The Zaporizhzhia nuclear power station is the biggest nuclear reactor in Europe. It is located on the southern bank of the Dnipro River just across from the city of Nikopol. And that means the reactor is currently on the front lines of the conflict between Russia and Ukraine. Russia has decided to take advantage by using the reactor as a place from which it can launch attacks without fear of retaliatory strikes.
The Russians have been firing from the cover of the Zaporizhzhia station since mid-July, Ukrainian military and civilian officials said, sending rockets over the river at Nikopol and other targets.
It is, in effect, a free shot. Ukraine cannot unleash volleys of shells in return using American-provided advanced rocket systems, which have silenced Russian guns elsewhere on the front line. Doing so would risk striking one of the six pressurized water reactors or highly radioactive waste in storage. And Russia knows it.
“They are hiding there so they cannot be hit,” said Oleksandr Sayuk, the mayor of Nikopol. “Why else would they be at the electrical station? To use such an object as a shield is very dangerous.”…
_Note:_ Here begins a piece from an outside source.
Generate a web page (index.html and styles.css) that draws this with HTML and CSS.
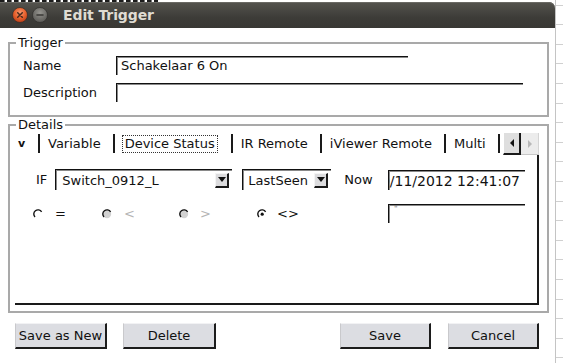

Over the past three weeks, the Russian military has parked Grad multiple rocket launchers between the reactor buildings, to protect them from retaliatory strikes, said Mr. Orlov, who is in touch with plant employees.
The Russians have also parked an armored personnel carrier and Ural military trucks in the turbine room of Reactor No. 1. The vehicles block a fire access route, Mr. Orlov said, posing a hazard to the entire plant. His assertions could not be independently verified.
Ukraine has been responding to Russian attacks but only very sparingly. Last month they used a drone to hit a Russian position near the plant:
#Ukraine Says ‘Kamikaze Drone’ Killed Russian Troops at Nuclear Plant#Ukrainian troops carried out a deadly strike on the Russian-occupied Zaporizhzhia nuclear power plant in Enerhodar, Ukraine, on July 20, Ukrainian officials said. pic.twitter.com/ZTW3CwH58u
— Cargo-200🇺🇦 (@RF200_NOW) July 23, 2022
But the number of such attacks is few because there really is a possibility that a direct hit could spread radiation throughout the area. The worst case would be a strike which cracked open one of the concrete shells around an operating reactor which could lead to a meltdown. But the site also stores spent fuel in concrete storage chambers filled with water. If one of those were hit it could release radioactivity in the immediate area.
Finally there’s another risk that doesn’t come from bombs or missiles. Russia has reportedly been placing extreme stress on the plant’s Ukrainian operators:
Russian soldiers have subjected them to harsh interrogations, including torture with electrical shocks, suspecting them of sabotage or of informing the Ukrainian military about activities at the plant, Mr. Orlov said. About a dozen have vanished after being abducted, he said.
So on top of running the reactor, the operators also face torture and possible disappearance from the Russian occupiers. You have to wonder if Russia isn’t hoping for some kind of disaster here. So long as they can blame it on the Ukrainians, do they really care if the surrounding area becomes uninhabitable?